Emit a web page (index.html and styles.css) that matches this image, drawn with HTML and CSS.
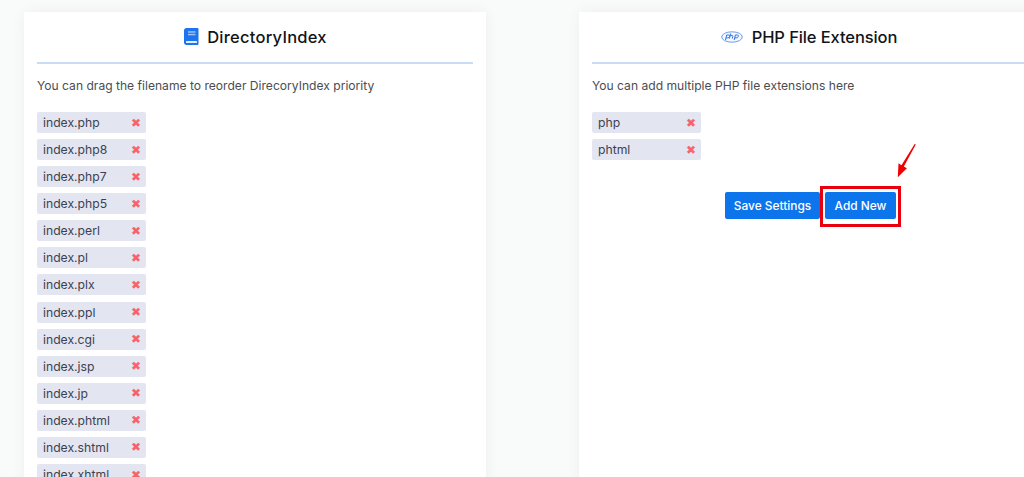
FILE: index.html
```html
<!DOCTYPE html>
<html lang="en">
<head>
<meta charset="utf-8">
<title>LiteSpeed PHP settings</title>
<link rel="stylesheet" href="styles.css">
</head>
<body>
<main class="page">
  <section class="card">
    <h2 class="card-title title-dir">
      <svg class="icon-book" viewBox="0 0 15 17" aria-hidden="true"><path fill="#1c74f0" d="M2.5 0H13.2c.8 0 1.3.5 1.3 1.3v14.4c0 .8-.5 1.3-1.3 1.3H2.5C1 17 0 16 0 14.5v-12C0 1 1 0 2.5 0z"/><rect x="4" y="3.2" width="7.5" height="1.5" fill="#9cc3f7"/><rect x="4" y="5.8" width="7.5" height="1.5" fill="#9cc3f7"/><rect x="2" y="13" width="11" height="2" rx=".6" fill="#e4effd"/></svg>
      <span>DirectoryIndex</span>
    </h2>
    <p class="hint">You can drag the filename to reorder DirecoryIndex priority</p>
    <ul class="tags">
      <li class="tag"><span>index.php</span><b class="x">✖</b></li>
      <li class="tag"><span>index.php8</span><b class="x">✖</b></li>
      <li class="tag"><span>index.php7</span><b class="x">✖</b></li>
      <li class="tag"><span>index.php5</span><b class="x">✖</b></li>
      <li class="tag"><span>index.perl</span><b class="x">✖</b></li>
      <li class="tag"><span>index.pl</span><b class="x">✖</b></li>
      <li class="tag"><span>index.plx</span><b class="x">✖</b></li>
      <li class="tag"><span>index.ppl</span><b class="x">✖</b></li>
      <li class="tag"><span>index.cgi</span><b class="x">✖</b></li>
      <li class="tag"><span>index.jsp</span><b class="x">✖</b></li>
      <li class="tag"><span>index.jp</span><b class="x">✖</b></li>
      <li class="tag"><span>index.phtml</span><b class="x">✖</b></li>
      <li class="tag"><span>index.shtml</span><b class="x">✖</b></li>
      <li class="tag"><span>index.xhtml</span><b class="x">✖</b></li>
    </ul>
  </section>
  <section class="card">
    <h2 class="card-title title-php">
      <svg class="icon-php" viewBox="0 0 22 12" aria-hidden="true"><ellipse cx="11" cy="6" rx="10.3" ry="5.2" fill="#f4f8fe" stroke="#5b93ea" stroke-width=".9"/><path fill="none" stroke="#2f74e0" stroke-width="1" d="M4.5 9l1.2-5h2c1 0 1.2.8.8 1.7-.3.8-1 1.2-2 1.2H5.2M9.6 2.5L8.4 7.6M9.2 4.4h1.8c.7 0 .9.4.8 1l-.5 2.2M13.2 9l1.2-5h2c1 0 1.2.8.8 1.7-.3.8-1 1.2-2 1.2h-1.3"/></svg>
      <span>PHP File Extension</span>
    </h2>
    <p class="hint">You can add multiple PHP file extensions here</p>
    <ul class="tags">
      <li class="tag"><span>php</span><b class="x">✖</b></li>
      <li class="tag"><span>phtml</span><b class="x">✖</b></li>
    </ul>
    <div class="actions">
      <button class="btn btn-save" type="button">Save Settings</button>
      <div class="marked">
        <button class="btn btn-add" type="button">Add New</button>
        <span class="marker"></span>
      </div>
    </div>
    <svg class="arrow" viewBox="0 0 20 36" aria-hidden="true"><path fill="#f00000" d="M18.6 0.5l1.2.7L7.2 24.2l3.2 1.9L0.8 35.5 1.6 21l3.1 1.9z"/></svg>
  </section>
</main>
</body>
</html>
```
FILE: styles.css
```css
* { box-sizing: border-box; }
html, body { margin: 0; height: 100%; overflow: hidden; }
body {
  background: #f9fafa;
  font-family: "Inter", "Open Sans", sans-serif;
  color: #3c4043;
}
.page {
  display: flex;
  gap: 93px;
  padding: 12px 0 0 24px;
  width: 1100px;
}
.card {
  position: relative;
  flex: 0 0 462px;
  height: 700px;
  padding: 0 13px;
  background: #fff;
  box-shadow: 0 0 14px rgba(0, 0, 0, .05);
}
.card-title {
  display: flex;
  align-items: center;
  justify-content: center;
  gap: 8px;
  height: 52px;
  margin: 0;
  padding-bottom: 1px;
  border-bottom: 2px solid #c9dcf5;
  font-size: 16.5px;
  font-weight: 500;
  color: #111418;
}
.title-dir { letter-spacing: .25px; padding-left: 1px; }
.title-php { letter-spacing: -.1px; padding-right: 2px; }
.icon-book { width: 15px; height: 17px; }
.icon-php { width: 22px; height: 12px; margin-right: 1px; }
.hint {
  margin: 0;
  padding-top: 13px;
  height: 48px;
  line-height: 18px;
  font-size: 12.1px;
  color: #494d52;
}
.tags {
  display: flex;
  flex-direction: column;
  gap: 6.08px;
  margin: 0;
  padding: 0;
  list-style: none;
}
.tag {
  display: flex;
  align-items: center;
  justify-content: space-between;
  width: 109px;
  height: 21px;
  padding: 0 6px;
  border-radius: 2px;
  background: #e3e5f0;
  font-size: 12.2px;
  color: #3c4150;
}
.x {
  font-family: "DejaVu Sans", sans-serif;
  font-size: 12px;
  line-height: 1;
  font-weight: 400;
  margin-right: -1px;
  color: #f8636b;
}
.actions {
  display: flex;
  justify-content: center;
  gap: 5px;
  margin-top: 32px;
  padding-left: 1px;
}
.btn {
  height: 27px;
  padding: 0;
  border: 0;
  border-radius: 2px;
  background: #0d75ec;
  color: #fff;
  font: 500 11.9px "Inter", "Open Sans", sans-serif;
}
.btn-save { width: 95px; }
.btn-add { width: 71px; }
.marked { position: relative; display: flex; }
.marker {
  position: absolute;
  inset: -6px -5px -8px;
  border: 3px solid #e8000f;
}
.arrow {
  position: absolute;
  left: 318px;
  top: 131px;
  width: 19px;
  height: 35px;
}
```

_Task to carry out_:
Pull every line containing the word "styles" out of the material.

_Written solution_:
Emit a web page (index.html and styles.css) that matches this image, drawn with HTML and CSS.
<link rel="stylesheet" href="styles.css">
FILE: styles.css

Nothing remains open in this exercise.